Isso fica claro quando elencamos algumas situações em que a melodia central de Marte, o Mensageiro da Guerra foi incorporada a produtos da cultura popular. Ela está presente, por exemplo, na introdução de Am I Evil?, do grupo britânico Diamond Head, um clássico do heavy metal setentista, cuja letra fala sobre a maldade do ser humano:

 

 

E como poderíamos nos esquecer da aplicação dessa mesma melodia como trilha sonora do eterno Mister M, deliberadamente contribuindo para o ar misterioso e sobrenatural de seu quadro na televisão?

 

 

Como podemos ver, as aplicações da obra de Holst na cultura popular mostram que, a despeito da intenção original do compositor, não necessariamente ela cria uma associação imediata com o conceito de guerra. E isso, torno a dizer, não tem nada a ver com a competência do artista, mas com a natureza subjetiva e abstrata da arte que ele opera.

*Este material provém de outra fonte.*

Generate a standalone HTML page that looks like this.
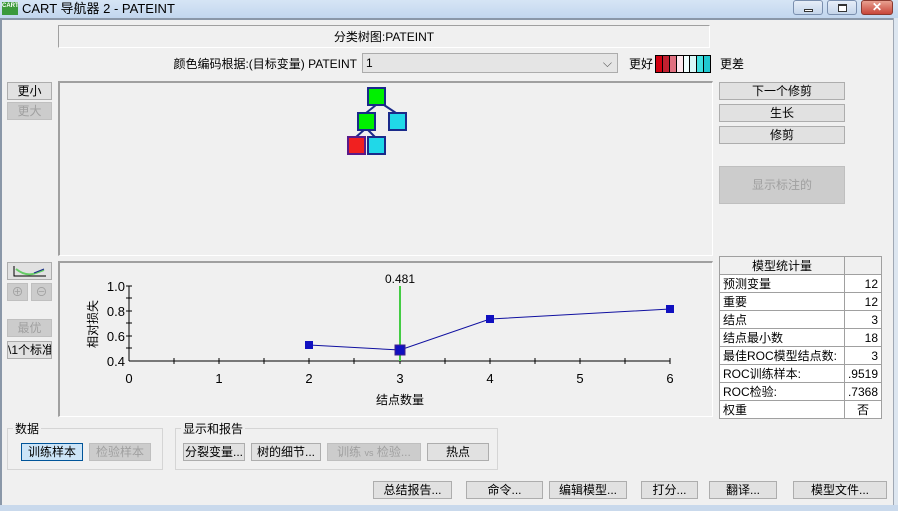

É bem verdade que os conceitos de guerra, maldade e mistério não são de todo estranhos uns aos outros. Todos têm conexões claras com sentimentos de medo e ameaça, de forma que talvez possamos apontar isso como uma verdade quase objetiva: a sonoridade conquistada por Holst em Marte, o Mensageiro da Guerra é ameaçadora. Mas concluir isso só nos levaria a uma nova camada de problemas. Primeiro, o fato de que ameaça é um conceito ainda mais fluido e intangível do que guerra. E segundo, a questão: que elementos específicos na música de Holst seriam responsáveis por torná-la fundamentalmente ameaçadora? E quais seriam os mecanismos, semióticos ou mesmo neurológicos, que tornariam essa percepção uma verdade comum a todos os ouvintes de The Planets?

Confesso não fazer ideia das respostas para essas perguntas, ou mesmo se são as perguntas certas a se fazer. Mas garanto que continuaremos explorando essa caminho em reflexões futuras.